In Southwest Virginia, production has held steady over the last 20 years, Roy Flanagan, Virginia Beach agriculture and natural resources agent and sweet potato grower said.
The growers in and around Virginia Beach serve local retail customers leading up to Thanksgiving and Christmas holidays.
“It’s an additional sale for holiday dinners and holiday traditions,” Flanagan sad. “That demand hasn’t changed like has for the chips and the fries and things like that.”
Johnson said most small growers plant between half an acre and 5 acres.
To increase beyond that, growers would need to invest in harvesting, grading and packing equipment to stay efficient and viable.
“That’s a big step,” Johnson said.
For the Riders, Jay said their experience growing other processing vegetable crops and focus on crop diversification made sweet potatoes attractive again.
Irrigation on their sandy Sussex County soil helps manage risk as well.
“It was also entertaining and interesting to get back to something that had been grown on the farm years ago,” Jay Rider said.
Prior to stopping production in the late 1970s, Jerry Rider said growing sweet potatoes started in the spring with raising spouts to transplant, cultivating the crop through the summer and harvesting, grading and hauling in the winter.
“Sweet potatoes were a year-round job,” Jerry said. “Back then we had help we had to keep year-round.”
Back then, they also had several cannery options to take what didn’t make the fresh market grade, but “when the canning houses closed, we closed,” he added.

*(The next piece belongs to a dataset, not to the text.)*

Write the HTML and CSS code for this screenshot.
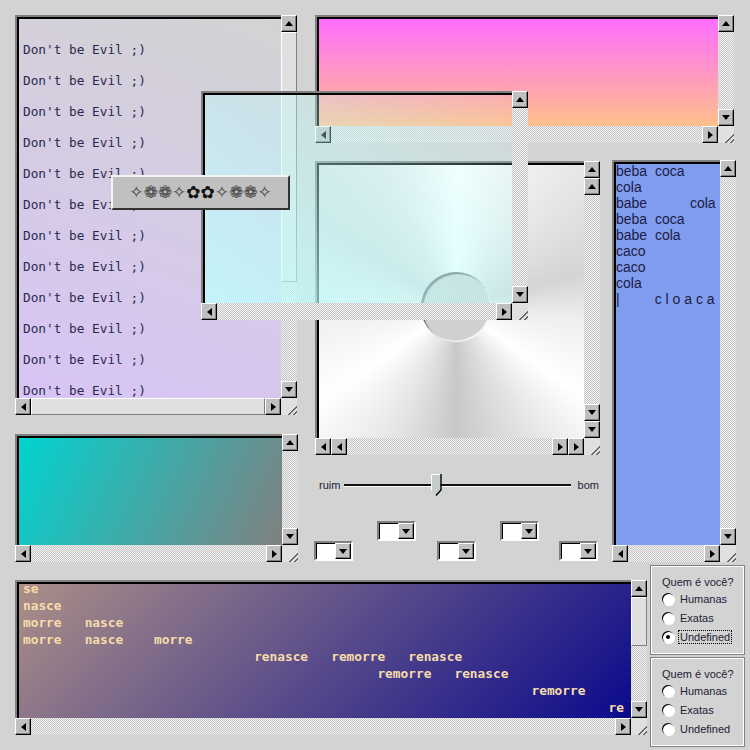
FILE: index.html
```html
<!DOCTYPE html>
<html lang="en">
  <head>
    <meta charset="UTF-8" />
    <meta name="viewport" content="width=device-width, initial-scale=1.0" />
    <title>dont be evil</title>

    <link rel="stylesheet" href="styles.css">
  </head>
  <body>
    <!-- text window -->
    <div class="pane pane-evil">
      <div class="view view-evil">
<pre class="evil-text">
Don't be Evil ;)

Don't be Evil ;)

Don't be Evil ;)

Don't be Evil ;)

Don't be Evil ;)

Don't be Evil ;)

Don't be Evil ;)

Don't be Evil ;)

Don't be Evil ;)

Don't be Evil ;)

Don't be Evil ;)

Don't be Evil ;)</pre>
      </div>
      <div class="vbar">
        <div class="sb up"></div>
        <div class="thumb thumb-evil"></div>
        <div class="track"></div>
        <div class="sb down"></div>
      </div>
      <div class="hbar">
        <div class="sb left"></div>
        <div class="thumb"></div>
        <div class="sb right"></div>
      </div>
      <div class="grip"></div>
    </div>

    <!-- pink window -->
    <div class="pane pane-pink">
      <div class="view view-pink"></div>
      <div class="vbar">
        <div class="sb up"></div>
        <div class="track"></div>
        <div class="sb down"></div>
      </div>
      <div class="hbar">
        <div class="sb left"></div>
        <div class="track"></div>
        <div class="sb right"></div>
      </div>
      <div class="grip"></div>
    </div>

    <!-- metal window -->
    <div class="pane pane-metal">
      <div class="view view-metal">
        <div class="metal-hub"></div>
      </div>
      <div class="vbar">
        <div class="sb up"></div>
        <div class="sb up"></div>
        <div class="track"></div>
        <div class="sb down"></div>
        <div class="sb down"></div>
      </div>
      <div class="hbar">
        <div class="sb left"></div>
        <div class="sb left"></div>
        <div class="track"></div>
        <div class="sb right"></div>
        <div class="sb right"></div>
      </div>
      <div class="grip"></div>
    </div>

    <!-- blue poem -->
    <div class="pane pane-blue">
      <div class="view view-blue">
<pre class="blue-text">beba  coca
cola
babe           cola
beba  coca
babe  cola
caco
caco
cola
|         c l o a c a</pre>
      </div>
      <div class="vbar">
        <div class="sb up"></div>
        <div class="track"></div>
        <div class="sb down"></div>
      </div>
      <div class="hbar">
        <div class="sb left"></div>
        <div class="track"></div>
        <div class="sb right"></div>
      </div>
      <div class="grip"></div>
    </div>

    <!-- teal window -->
    <div class="pane pane-teal">
      <div class="view view-teal"></div>
      <div class="vbar">
        <div class="sb up"></div>
        <div class="track"></div>
        <div class="sb down"></div>
      </div>
      <div class="hbar">
        <div class="sb left"></div>
        <div class="track"></div>
        <div class="sb right"></div>
      </div>
      <div class="grip"></div>
    </div>

    <!-- slider + combos -->
    <div class="controls">
      <div class="slider">
        <span class="slider__label">ruim</span>
        <div class="slider__groove">
          <svg class="slider__thumb" width="11" height="22" viewBox="0 0 11 22">
            <path d="M0.5 0.5H9.5V15.5L5 21L0.5 16.5Z" fill="#c4cccc" />
            <path d="M0.5 16.5V0.5H9.5" fill="none" stroke="#fff" />
            <path d="M10 0V16L5 21.5" fill="none" stroke="#000" stroke-width="1.4" />
          </svg>
        </div>
        <span class="slider__label">bom</span>
      </div>
      <div class="combos combos--top">
        <div class="combo"><div class="sb down"></div></div>
        <div class="combo"><div class="sb down"></div></div>
      </div>
      <div class="combos combos--bottom">
        <div class="combo"><div class="sb down"></div></div>
        <div class="combo"><div class="sb down"></div></div>
        <div class="combo"><div class="sb down"></div></div>
      </div>
    </div>

    <!-- purple window -->
    <div class="pane pane-purple">
      <div class="view view-purple">
<pre class="purple-text">se
nasce
morre   nasce
morre   nasce    morre
                              renasce   remorre   renasce
                                              remorre   renasce
                                                                  remorre
                                                                            re</pre>
      </div>
      <div class="vbar">
        <div class="sb up"></div>
        <div class="thumb thumb-purple"></div>
        <div class="track"></div>
        <div class="sb down"></div>
      </div>
      <div class="hbar">
        <div class="sb left"></div>
        <div class="track"></div>
        <div class="sb right"></div>
      </div>
      <div class="grip"></div>
    </div>

    <!-- radio groups -->
    <div class="groups">
      <div class="group">
        <div class="group__title">Quem é você?</div>
        <div class="radio"><span class="radio__dot"></span><span>Humanas</span></div>
        <div class="radio"><span class="radio__dot"></span><span>Exatas</span></div>
        <div class="radio"><span class="radio__dot radio__dot--on"></span><span class="radio__focus">Undefined</span></div>
      </div>
      <div class="group">
        <div class="group__title">Quem é você?</div>
        <div class="radio"><span class="radio__dot"></span><span>Humanas</span></div>
        <div class="radio"><span class="radio__dot"></span><span>Exatas</span></div>
        <div class="radio"><span class="radio__dot"></span><span>Undefined</span></div>
      </div>
    </div>

    <!-- floating glass window, sits over the others -->
    <div class="pane pane-glass">
      <div class="view view-glass"></div>
      <div class="vbar">
        <div class="sb up"></div>
        <div class="track"></div>
        <div class="sb down"></div>
      </div>
      <div class="hbar">
        <div class="sb left"></div>
        <div class="track"></div>
        <div class="sb right"></div>
      </div>
      <div class="grip"></div>
    </div>

    <div class="flowers"><span class="f-star">✧</span><span class="f-gray">❁❁</span><span class="f-star">✧</span><span class="f-dark">✿✿</span><span class="f-star">✧</span><span class="f-gray">❁❁</span><span class="f-star">✧</span></div>
  </body>
</html>
```

FILE: styles.css
```css
* {
  margin: 0;
  padding: 0;
  box-sizing: border-box;
}

body {
  width: 750px;
  height: 750px;
  overflow: hidden;
  background: #d3d3d3;
  font-family: "Liberation Sans", Arial, sans-serif;
  color: #223;
}

pre {
  font-family: inherit;
}

/* windows */
.pane {
  position: absolute;
  display: grid;
  grid-template-columns: 1fr 16px;
  grid-template-rows: 1fr 17px;
}

.pane-evil {
  left: 15px;
  top: 15px;
  width: 282px;
  height: 400px;
}

.pane-pink {
  left: 315px;
  top: 15px;
  width: 419px;
  height: 128px;
}

.pane-metal {
  left: 315px;
  top: 161px;
  width: 285px;
  height: 294px;
}

.pane-blue {
  left: 612px;
  top: 160px;
  width: 124px;
  height: 402px;
}

.pane-teal {
  left: 15px;
  top: 434px;
  width: 283px;
  height: 128px;
}

.pane-purple {
  left: 15px;
  top: 580px;
  width: 632px;
  height: 155px;
}

.pane-glass {
  left: 201px;
  top: 91px;
  width: 327px;
  height: 229px;
}

.view {
  position: relative;
  overflow: hidden;
  min-height: 0;
  border: solid #808080;
  border-width: 2px 0 0 2px;
  box-shadow: inset 2px 2px #000;
}

.view-evil {
  background: linear-gradient(20deg, #d8c4f6, #d3d3d3);
}

.view-pink {
  background: linear-gradient(#ff6cff, #ffc08c);
}

.view-metal {
  background: conic-gradient(from 0deg at 139px 144px, #fff, #e8e8e8 40deg, #d4d4d4 75deg, #eee 95deg, #fff 125deg, #e4e4e4 150deg, #c8c8c8 180deg, #e4e4e4 205deg, #fff 235deg, #f0f0f0 265deg, #d8d8d8 300deg, #e6e6e6 330deg, #fff);
}

.view-blue {
  background: #809df0;
}

.view-teal {
  background: linear-gradient(115deg, #00d4d0, #808080);
}

.view-purple {
  background: linear-gradient(135deg, #ac9088, #0a0a8c);
}

.view-glass {
  background: linear-gradient(to top right, rgba(190, 255, 255, 0.8), rgba(190, 255, 255, 0.05));
}

.metal-hub {
  position: absolute;
  left: 104px;
  top: 109px;
  width: 70px;
  height: 70px;
  border-radius: 50%;
  background: #d0d0d0;
  box-shadow: inset 2px 2px 1px rgba(60, 60, 60, 0.75), inset -1px -1px 1px #fff;
}

/* pane text */
.evil-text {
  padding: 25px 0 0 6px;
  font: 12.75px/15.5px "DejaVu Sans Mono", monospace;
  color: #2a2a50;
}

.blue-text {
  padding: 1px 0 0 2px;
  font-size: 14px;
  line-height: 16px;
  color: #1c1c44;
}

.purple-text {
  margin-top: -2px;
  padding: 0 0 0 6px;
  font: bold 12.8px/17px "DejaVu Sans Mono", monospace;
  color: #f6dcaa;
}

/* scrollbars */
.vbar,
.hbar {
  display: flex;
  min-width: 0;
  min-height: 0;
}

.vbar {
  flex-direction: column;
}

.track {
  flex: 1;
  background: repeating-conic-gradient(#c4c4c4 0 25%, #f2f2f2 0 50%) 0 0 / 2px 2px;
}

.thumb {
  flex: 1;
  background: #e0e0e0;
  border-top: 1px solid #fff;
  border-left: 1px solid #fff;
  border-right: 1px solid #808080;
  border-bottom: 1px solid #808080;
}

.thumb-evil {
  flex: none;
  height: 250px;
}

.thumb-purple {
  flex: none;
  height: 49px;
}

.sb {
  flex: none;
  width: 16px;
  height: 17px;
  display: flex;
  align-items: center;
  justify-content: center;
  background: #c0c0c0;
  border-top: 1px solid #fff;
  border-left: 1px solid #fff;
  border-right: 1px solid #000;
  border-bottom: 1px solid #000;
  box-shadow: inset -1px -1px #808080;
}

.sb::after {
  content: "";
  width: 0;
  height: 0;
  border: 4.5px solid transparent;
}

.sb.up::after {
  border-top-width: 0;
  border-bottom: 5px solid #000;
}

.sb.down::after {
  border-bottom-width: 0;
  border-top: 5px solid #000;
}

.sb.left::after {
  border-left-width: 0;
  border-right: 5px solid #000;
}

.sb.right::after {
  border-right-width: 0;
  border-left: 5px solid #000;
}

.grip {
  background: linear-gradient(135deg, #e0e0e0 72%, #666 72% 78%, #e0e0e0 78% 86%, #666 86% 92%, #e0e0e0 92%);
}

/* slider and combos */
.controls {
  position: absolute;
  left: 314px;
  top: 473px;
  width: 285px;
}

.slider {
  display: flex;
  align-items: center;
  gap: 4px;
  height: 24px;
  padding-left: 5px;
}

.slider__label {
  font-size: 11px;
}

.slider__groove {
  position: relative;
  flex: 1;
  height: 3px;
  margin-right: 3px;
  background: #111;
  border-bottom: 1px solid #fff;
}

.slider__thumb {
  position: absolute;
  left: 87px;
  top: -10px;
}

.combos {
  display: flex;
  justify-content: space-between;
}

.combos--top {
  margin-top: 24px;
  padding: 0 60px 0 63px;
}

.combos--bottom {
  padding-right: 1px;
}

.combo {
  display: flex;
  justify-content: flex-end;
  width: 39px;
  height: 20px;
  background: #fff;
  border: 2px solid;
  border-color: #808080 #fff #fff #808080;
  box-shadow: inset 1px 1px #000;
}

.combo .sb {
  height: 16px;
}

/* radio groups */
.groups {
  position: absolute;
  left: 650px;
  top: 565px;
  display: flex;
  flex-direction: column;
  gap: 2px;
}

.group {
  width: 95px;
  height: 90px;
  padding: 9px 0 0 11px;
  border: 1px solid #808080;
  outline: 1px solid #fff;
  outline-offset: -2px;
  font-size: 11px;
}

.group__title {
  line-height: 14px;
}

.radio {
  display: flex;
  align-items: center;
  gap: 6px;
  height: 19px;
}

.radio__dot {
  position: relative;
  flex: none;
  width: 12px;
  height: 12px;
  border-radius: 50%;
  background: #fff;
  box-shadow: inset 1px 1px 0 #000, 1px 1px 0 #fff;
}

.radio__dot--on::after {
  content: "";
  position: absolute;
  left: 4px;
  top: 4px;
  width: 4px;
  height: 4px;
  border-radius: 50%;
  background: #000;
}

.radio__focus {
  outline: 1px dotted #000;
  padding: 0 1px;
  margin-left: -1px;
}

/* floating toolbar */
.flowers {
  position: absolute;
  left: 111px;
  top: 175px;
  width: 179px;
  height: 35px;
  display: flex;
  align-items: center;
  justify-content: center;
  background: #c0c0c0;
  border: 2px solid;
  border-color: #f4f4f4 #333 #333 #f4f4f4;
  font: 17px/1 "DejaVu Sans", sans-serif;
}

.f-star {
  color: #444;
}

.f-gray {
  color: #444;
}

.f-dark {
  color: #111;
}
```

For the last five years, the Riders have partnered with Wicomico County farmer Charles Wright to grow more than 100 acres for one processor, Hanover Foods.
Wright said he also has separate acres for wholesale fresh market sales.
“It works with us,” Wright said. “You’ve got time with them.”
T.W. Buckler said he would consider growing more if land with a light soil type conducive to growing the crop became available near him.
When they were planting at the end of May this year, they took the chance on increasing slightly after seeing a huge spike in people searching for locally-grown food in the spring.
“It worked out,” he said. “It was a gamble worth taking.”